Start INFORMATION SUPPLIED

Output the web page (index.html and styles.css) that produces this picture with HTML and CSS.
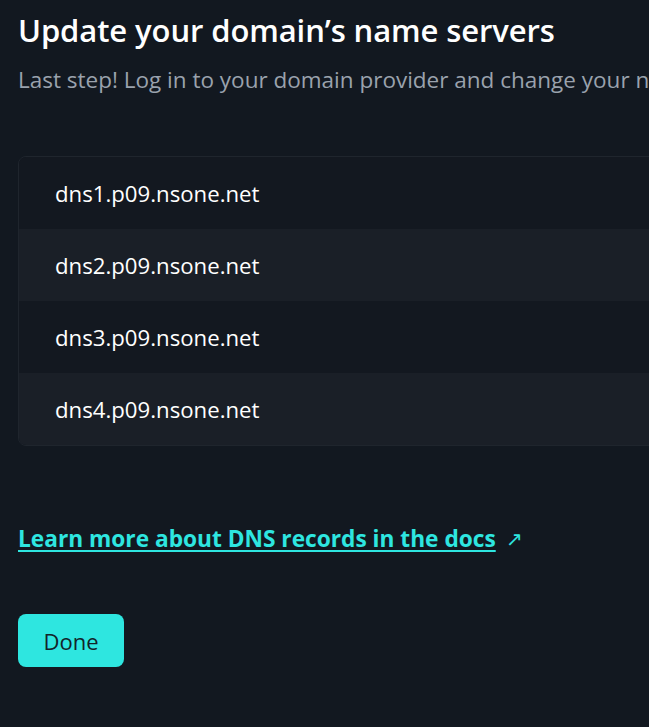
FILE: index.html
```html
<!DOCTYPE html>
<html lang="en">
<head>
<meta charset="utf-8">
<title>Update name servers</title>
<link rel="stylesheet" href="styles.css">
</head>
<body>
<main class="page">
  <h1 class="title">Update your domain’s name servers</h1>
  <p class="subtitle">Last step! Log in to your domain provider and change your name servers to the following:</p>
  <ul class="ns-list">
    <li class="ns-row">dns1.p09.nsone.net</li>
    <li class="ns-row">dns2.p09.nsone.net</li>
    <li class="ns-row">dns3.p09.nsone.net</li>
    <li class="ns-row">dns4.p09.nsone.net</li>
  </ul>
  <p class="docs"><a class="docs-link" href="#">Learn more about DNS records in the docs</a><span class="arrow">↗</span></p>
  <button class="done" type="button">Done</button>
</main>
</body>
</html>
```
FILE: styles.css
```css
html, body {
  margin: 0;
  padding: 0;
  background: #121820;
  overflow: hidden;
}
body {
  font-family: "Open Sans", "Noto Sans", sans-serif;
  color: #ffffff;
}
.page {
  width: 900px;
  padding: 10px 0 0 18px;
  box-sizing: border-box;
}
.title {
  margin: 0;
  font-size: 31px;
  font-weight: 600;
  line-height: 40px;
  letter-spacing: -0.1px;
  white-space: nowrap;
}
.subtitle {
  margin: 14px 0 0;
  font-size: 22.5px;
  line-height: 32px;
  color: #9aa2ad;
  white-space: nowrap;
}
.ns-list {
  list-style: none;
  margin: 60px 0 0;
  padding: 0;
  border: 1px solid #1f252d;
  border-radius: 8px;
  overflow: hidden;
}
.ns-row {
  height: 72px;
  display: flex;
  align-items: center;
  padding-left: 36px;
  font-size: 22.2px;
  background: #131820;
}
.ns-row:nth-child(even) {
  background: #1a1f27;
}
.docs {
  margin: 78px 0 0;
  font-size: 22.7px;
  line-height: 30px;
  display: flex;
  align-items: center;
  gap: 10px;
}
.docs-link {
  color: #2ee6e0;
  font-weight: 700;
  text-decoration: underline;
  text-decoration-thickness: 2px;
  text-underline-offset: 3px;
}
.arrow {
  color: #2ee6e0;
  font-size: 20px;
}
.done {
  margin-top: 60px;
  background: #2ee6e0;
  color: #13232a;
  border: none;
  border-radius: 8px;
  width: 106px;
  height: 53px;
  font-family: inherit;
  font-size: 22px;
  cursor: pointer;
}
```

End INFORMATION SUPPLIED

OBJECTIVE:
Repeat the material above word for word and skip every image in it.

THE SOLUTION:
Output the web page (index.html and styles.css) that produces this picture with HTML and CSS.
FILE: index.html
```html
<!DOCTYPE html>
<html lang="en">
<head>
<meta charset="utf-8">
<title>Update name servers</title>
<link rel="stylesheet" href="styles.css">
</head>
<body>
<main class="page">
  <h1 class="title">Update your domain’s name servers</h1>
  <p class="subtitle">Last step! Log in to your domain provider and change your name servers to the following:</p>
  <ul class="ns-list">
    <li class="ns-row">dns1.p09.nsone.net</li>
    <li class="ns-row">dns2.p09.nsone.net</li>
    <li class="ns-row">dns3.p09.nsone.net</li>
    <li class="ns-row">dns4.p09.nsone.net</li>
  </ul>
  <p class="docs"><a class="docs-link" href="#">Learn more about DNS records in the docs</a><span class="arrow">↗</span></p>
  <button class="done" type="button">Done</button>
</main>
</body>
</html>
```
FILE: styles.css
```css
html, body {
  margin: 0;
  padding: 0;
  background: #121820;
  overflow: hidden;
}
body {
  font-family: "Open Sans", "Noto Sans", sans-serif;
  color: #ffffff;
}
.page {
  width: 900px;
  padding: 10px 0 0 18px;
  box-sizing: border-box;
}
.title {
  margin: 0;
  font-size: 31px;
  font-weight: 600;
  line-height: 40px;
  letter-spacing: -0.1px;
  white-space: nowrap;
}
.subtitle {
  margin: 14px 0 0;
  font-size: 22.5px;
  line-height: 32px;
  color: #9aa2ad;
  white-space: nowrap;
}
.ns-list {
  list-style: none;
  margin: 60px 0 0;
  padding: 0;
  border: 1px solid #1f252d;
  border-radius: 8px;
  overflow: hidden;
}
.ns-row {
  height: 72px;
  display: flex;
  align-items: center;
  padding-left: 36px;
  font-size: 22.2px;
  background: #131820;
}
.ns-row:nth-child(even) {
  background: #1a1f27;
}
.docs {
  margin: 78px 0 0;
  font-size: 22.7px;
  line-height: 30px;
  display: flex;
  align-items: center;
  gap: 10px;
}
.docs-link {
  color: #2ee6e0;
  font-weight: 700;
  text-decoration: underline;
  text-decoration-thickness: 2px;
  text-underline-offset: 3px;
}
.arrow {
  color: #2ee6e0;
  font-size: 20px;
}
.done {
  margin-top: 60px;
  background: #2ee6e0;
  color: #13232a;
  border: none;
  border-radius: 8px;
  width: 106px;
  height: 53px;
  font-family: inherit;
  font-size: 22px;
  cursor: pointer;
}
```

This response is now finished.